Clearstream 2 : et si tout basculait ?
par Imhotep
jeudi 24 septembre 2009
Lefebvre, Bertrand et Cie ne voient aucun problème à ce qu’un chef d’Etat, accessoirement grand manitou du conseil supérieur de la magistrature, collatéralement non justiciable et soumis à une impunité absolue, déclare lors d’une interview, après réquisition de toutes les chaînes majeures d’information, « Après deux ans d’enquête, deux juges indépendants ont décidé que les coupables devaient être traduits devant le tribunal correctionnel. » sous le regard enamouré de Laurence Ferrari et l’œil humide de David Pujadas qui n’ont ni l’un ni l’autre réagi à ces propos. Les avocats de Villepin ont, eux réagi, avec dépôt de plainte.
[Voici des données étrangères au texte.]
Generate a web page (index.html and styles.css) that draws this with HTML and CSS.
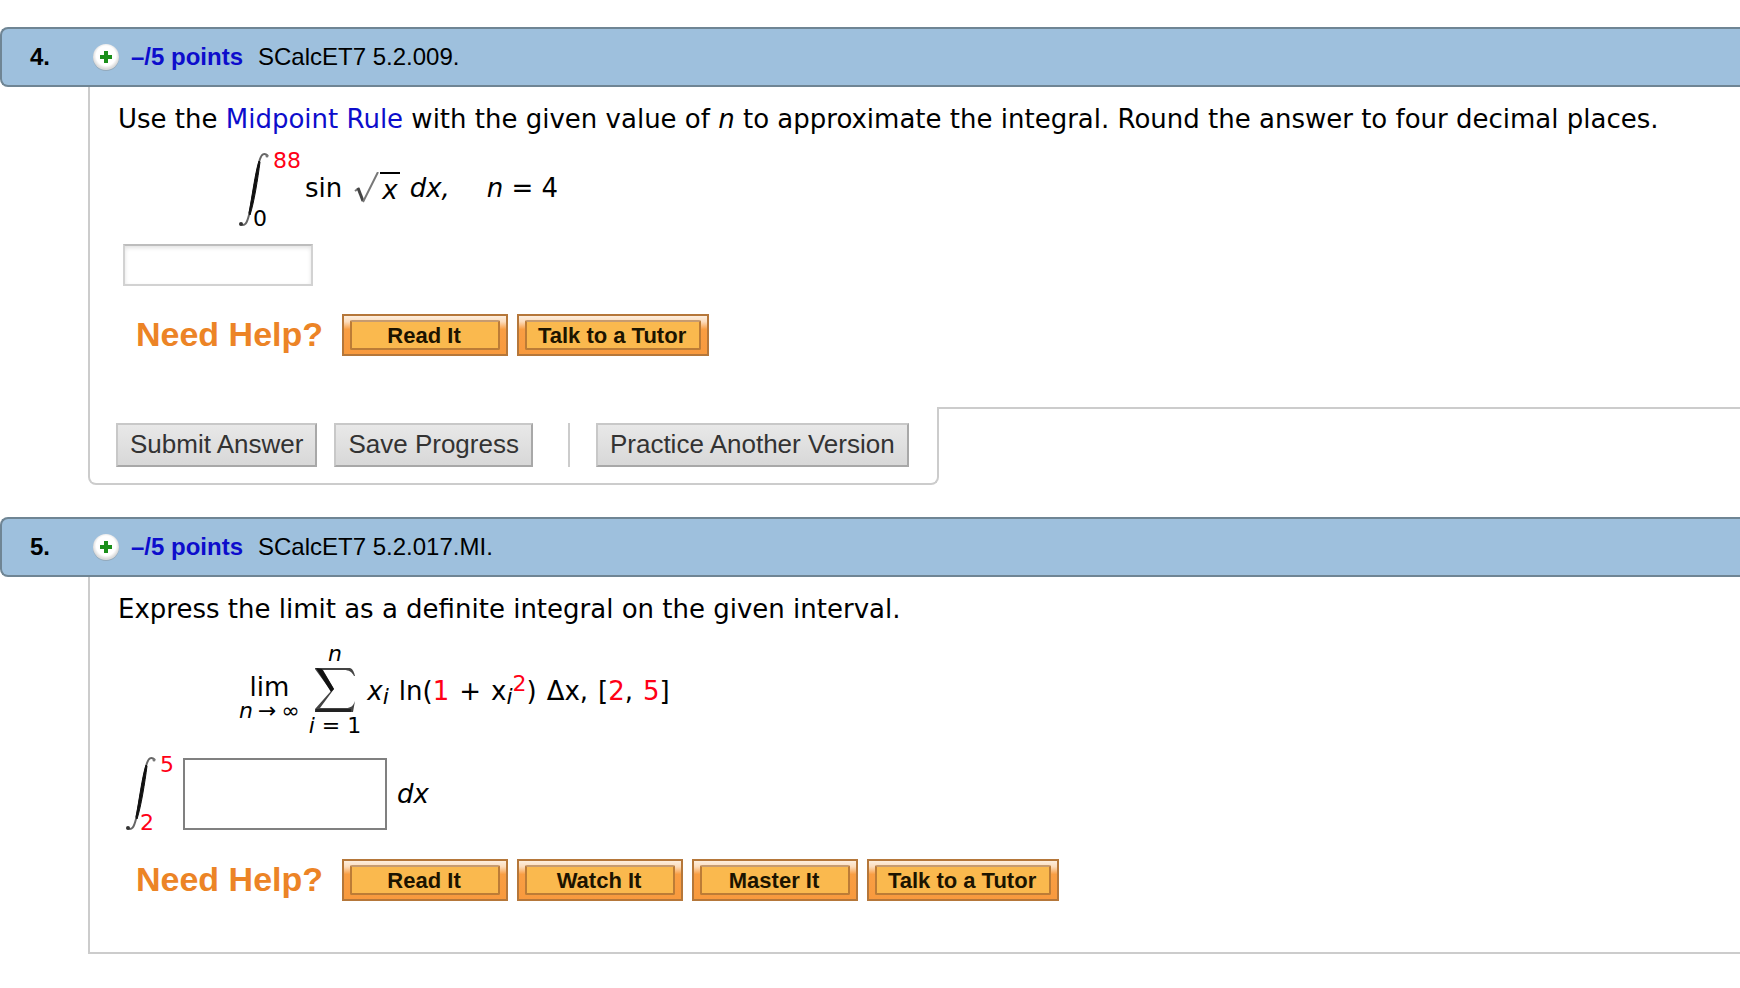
FILE: index.html
```html
<!DOCTYPE html>
<html lang="en">
<head>
    <meta charset="utf-8">
    <title>SCalcET7 5.2</title>
    <link rel="stylesheet" href="styles.css">
</head>
<body>
    <!-- shared symbols -->
    <svg class="defs" width="0" height="0">
        <defs>
            <radialGradient id="knob" cx="50%" cy="45%" r="50%">
                <stop offset="0.75" stop-color="#fff"/>
                <stop offset="1" stop-color="#dcdcdc"/>
            </radialGradient>
            <symbol id="plus" viewBox="0 0 28 28">
                <circle cx="14" cy="15" r="13" fill="#8b99a5" opacity="0.6"/>
                <circle cx="14" cy="14" r="13" fill="url(#knob)"/>
                <path d="M12 8h4v4h4v4h-4v4h-4v-4h-4v-4h4z" fill="#1a8f1a"/>
            </symbol>
            <symbol id="integral" viewBox="0 0 32 74">
                <path d="M29 3C26 0 23 0 21 6C18 15 13 50 10 62C8 70 6 74 1 71" fill="none" stroke="#666" stroke-width="2"/>
                <path d="M20 8C16 20 13 45 10 60L11 62C15 50 19 25 21 9z" fill="#111" stroke="#111"/>
                <circle cx="28" cy="3" r="1.5" fill="#777"/>
                <circle cx="2" cy="71" r="2" fill="#333"/>
            </symbol>
        </defs>
    </svg>

    <section class="question">
        <header class="question-header">
            <span class="number">4.</span>
            <svg class="plus" aria-hidden="true"><use href="#plus"/></svg>
            <a class="points" href="#">–/5 points</a>
            <span>SCalcET7 5.2.009.</span>
        </header>
        <div class="question-body">
            <p class="prompt">Use the <a href="#">Midpoint Rule</a> with the given value of <i>n</i> to approximate the integral. Round the answer to four decimal places.</p>
            <div class="formula indent">
                <div class="integral">
                    <svg class="integral-sign" aria-hidden="true"><use href="#integral"/></svg>
                    <span class="upper red">88</span>
                    <span class="lower">0</span>
                </div>
                <div class="integrand">
                    <span>sin</span>
                    <span class="root">
                        <svg width="26" height="32" viewBox="0 0 26 32" aria-hidden="true">
                            <path d="M1 19L5 16" fill="none" stroke="#777" stroke-width="2"/>
                            <path d="M4 16L9 29" fill="none" stroke="#444" stroke-width="3"/>
                            <path d="M9 30L24 0" fill="none" stroke="#777" stroke-width="2"/>
                        </svg>
                        <i class="radicand">x</i>
                    </span>
                    <i>dx,</i>
                    <span class="given"><i>n</i> = 4</span>
                </div>
            </div>
            <input class="answer" type="text" aria-label="Answer to question 4">
            <div class="help">
                <span class="help-title">Need Help?</span>
                <button class="help-button">Read It</button>
                <button class="help-button wide">Talk to a Tutor</button>
            </div>
        </div>
        <div class="question-footer">
            <div class="actions">
                <button class="action">Submit Answer</button>
                <button class="action">Save Progress</button>
                <span class="divider"></span>
                <button class="action">Practice Another Version</button>
            </div>
            <div class="footer-line"></div>
        </div>
    </section>

    <section class="question">
        <header class="question-header">
            <span class="number">5.</span>
            <svg class="plus" aria-hidden="true"><use href="#plus"/></svg>
            <a class="points" href="#">–/5 points</a>
            <span>SCalcET7 5.2.017.MI.</span>
        </header>
        <div class="question-body closed">
            <p class="prompt">Express the limit as a definite integral on the given interval.</p>
            <div class="formula indent">
                <div class="limit">
                    <span>lim</span>
                    <span class="limit-under"><i>n</i><span>→</span><span>∞</span></span>
                </div>
                <div class="sum">
                    <i>n</i>
                    <svg width="42" height="46" viewBox="0 0 42 46" aria-hidden="true">
                        <path d="M1 1H36C39 2 40 5 41 9H40C38 5 35 3 30 3H9L20 22L6 41H32C37 41 39 39 41 34L39 45H1V42L17 24L1 2z" fill="#444"/>
                        <path d="M2 1L8 2L20 22L17 25z" fill="#111"/>
                        <path d="M2 42H37V45H1z" fill="#222"/>
                    </svg>
                    <span><i>i</i> = 1</span>
                </div>
                <div class="summand">
                    <span><i>x<sub>i</sub></i></span>
                    <span>ln(<span class="red">1</span></span>
                    <span>+</span>
                    <span>x<sub><i>i</i></sub><sup class="red">2</sup>)</span>
                    <span>Δx,</span>
                    <span>[<span class="red">2</span>,</span>
                    <span><span class="red">5</span>]</span>
                </div>
            </div>
            <div class="formula answer-row">
                <div class="integral">
                    <svg class="integral-sign" aria-hidden="true"><use href="#integral"/></svg>
                    <span class="upper red">5</span>
                    <span class="lower red">2</span>
                </div>
                <input class="math-answer" type="text" aria-label="Integrand">
                <i>dx</i>
            </div>
            <div class="help">
                <span class="help-title">Need Help?</span>
                <button class="help-button">Read It</button>
                <button class="help-button">Watch It</button>
                <button class="help-button">Master It</button>
                <button class="help-button wide">Talk to a Tutor</button>
            </div>
        </div>
    </section>
</body>
</html>
```
FILE: styles.css
```css
* {
    box-sizing: border-box;
}

body {
    margin: 0;
    padding-top: 27px;
    background-color: #fff;
    color: #000;
    font-family: Verdana, "DejaVu Sans", sans-serif;
    font-size: 26px;
    line-height: 32px;
}

a {
    color: #0d0dcc;
    text-decoration: none;
}

.defs {
    position: absolute;
}

.red {
    color: #ff0016;
}

.question {
    margin-bottom: 32px;
}

/* blue title bar */
.question-header {
    display: flex;
    align-items: center;
    height: 60px;
    padding-left: 28px;
    background-color: #9ec0dd;
    border: 2px solid #6f8594;
    border-right: none;
    border-radius: 8px 0 0 8px;
    font-family: Arial, "Liberation Sans", sans-serif;
    font-size: 24px;
}

.number {
    width: 62px;
    font-weight: bold;
}

.plus {
    width: 28px;
    height: 28px;
    margin-right: 11px;
}

.points {
    margin-right: 15px;
    font-weight: bold;
}

.question-body {
    margin-left: 88px;
    padding: 16px 0 51px 28px;
    border-left: 2px solid #ccc;
}

.question-body.closed {
    border-bottom: 2px solid #ccc;
}

.prompt {
    margin: 0 0 18px;
}

/* math */
.formula {
    display: flex;
    align-items: center;
}

.formula.indent {
    padding-left: 121px;
}

.integral {
    display: grid;
    grid-template-columns: 34px auto;
    height: 74px;
    font-size: 22px;
    line-height: 22px;
}

.integral-sign {
    grid-area: 1 / 1 / 3 / 2;
    width: 32px;
    height: 74px;
}

.upper {
    grid-area: 1 / 2;
    margin-top: -3px;
}

/* the lower limit tucks in beside the foot of the sign */
.lower {
    grid-area: 2 / 1;
    align-self: end;
    margin-bottom: -3px;
    padding-left: 14px;
}

.integrand {
    display: flex;
    padding: 0 0 4px 4px;
}

.root {
    display: flex;
    margin: 0 10px 0 12px;
}

.radicand {
    height: 30px;
    padding: 0 2px;
    border-top: 2px solid #000;
}

.given {
    margin-left: 37px;
}

.limit {
    display: flex;
    flex-direction: column;
    align-items: center;
    padding-top: 16px;
    line-height: 26px;
}

.limit-under {
    display: flex;
    gap: 5px;
    font-size: 22px;
    line-height: 22px;
}

.sum {
    display: flex;
    flex-direction: column;
    align-items: center;
    gap: 2px;
    margin: 0 6px 0 9px;
    font-size: 22px;
    line-height: 22px;
}

.summand {
    display: flex;
    gap: 10px;
    padding-top: 2px;
}

.summand sub,
.summand sup {
    font-size: 22px;
    line-height: 0;
}

.summand sub {
    vertical-align: -4px;
}

.summand sup {
    vertical-align: 9px;
}

.answer {
    display: block;
    width: 190px;
    height: 42px;
    margin: 17px 0 0 5px;
    padding: 4px 8px;
    border: 2px solid #d2d2d2;
    border-top-color: #bdbdbd;
    box-shadow: inset 0 2px 4px #e2e2e2;
    font: inherit;
}

.answer-row {
    padding: 20px 0 0 8px;
}

.math-answer {
    width: 204px;
    height: 72px;
    margin: 0 10px 0 9px;
    padding: 8px;
    border: 2px solid #808080;
    font: inherit;
}

/* help buttons */
.help {
    display: flex;
    align-items: center;
    gap: 9px;
    margin-top: 28px;
    padding-left: 18px;
    font-family: Arial, "Liberation Sans", sans-serif;
    font-weight: bold;
}

.help-title {
    margin-right: 10px;
    padding-bottom: 2px;
    color: #ec8426;
    font-size: 34px;
}

.help-button {
    position: relative;
    width: 166px;
    height: 42px;
    padding: 2px 2px 0 0;
    background: linear-gradient(#fdeede 0, #fcdcbc 15%, #f99e43 35%, #f89a3e 100%);
    border: 2px solid #b5773a;
    color: #1c1400;
    font: inherit;
    font-size: 22px;
    z-index: 0;
}

.help-button.wide {
    width: 192px;
}

/* inner panel of the button face */
.help-button::before {
    content: "";
    position: absolute;
    inset: 4px 6px;
    z-index: -1;
    background-color: #fab94e;
    border: 2px solid #bc7c36;
    border-top-color: #c69b70;
    border-radius: 2px;
}

/* submit area */
.question-footer {
    display: flex;
    margin-left: 88px;
}

.actions {
    display: flex;
    padding: 16px 28px 16px 26px;
    border: 2px solid #ccc;
    border-top: none;
    border-radius: 0 0 8px 8px;
}

.action {
    height: 44px;
    padding: 0 12px 2px;
    background: linear-gradient(#e8e8e8, #d8d8d8);
    border: 2px solid #c8c8c8;
    border-right-color: #a8a8a8;
    border-bottom-color: #a8a8a8;
    color: #333;
    font-family: Arial, "Liberation Sans", sans-serif;
    font-size: 26px;
}

.action + .action {
    margin-left: 17px;
}

.divider {
    width: 2px;
    margin: 0 26px 0 35px;
    background-color: #ccc;
}

.footer-line {
    flex: 1;
    border-top: 2px solid #ccc;
}
```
Qu’il s’agisse d’un lapsus, ou d’un propos délibéré, il n’en est pas moins grave que celui qui est le garant de l’indépendance de la justice et le suprême pouvoir de cette justice oublie la présomption d’innocence à tel point qu’il condamne les prévenus avant la fin du procès. Il s’agit bien là d’un délit pénalement punissable. Et c’est une récidive. Peine aggravée ?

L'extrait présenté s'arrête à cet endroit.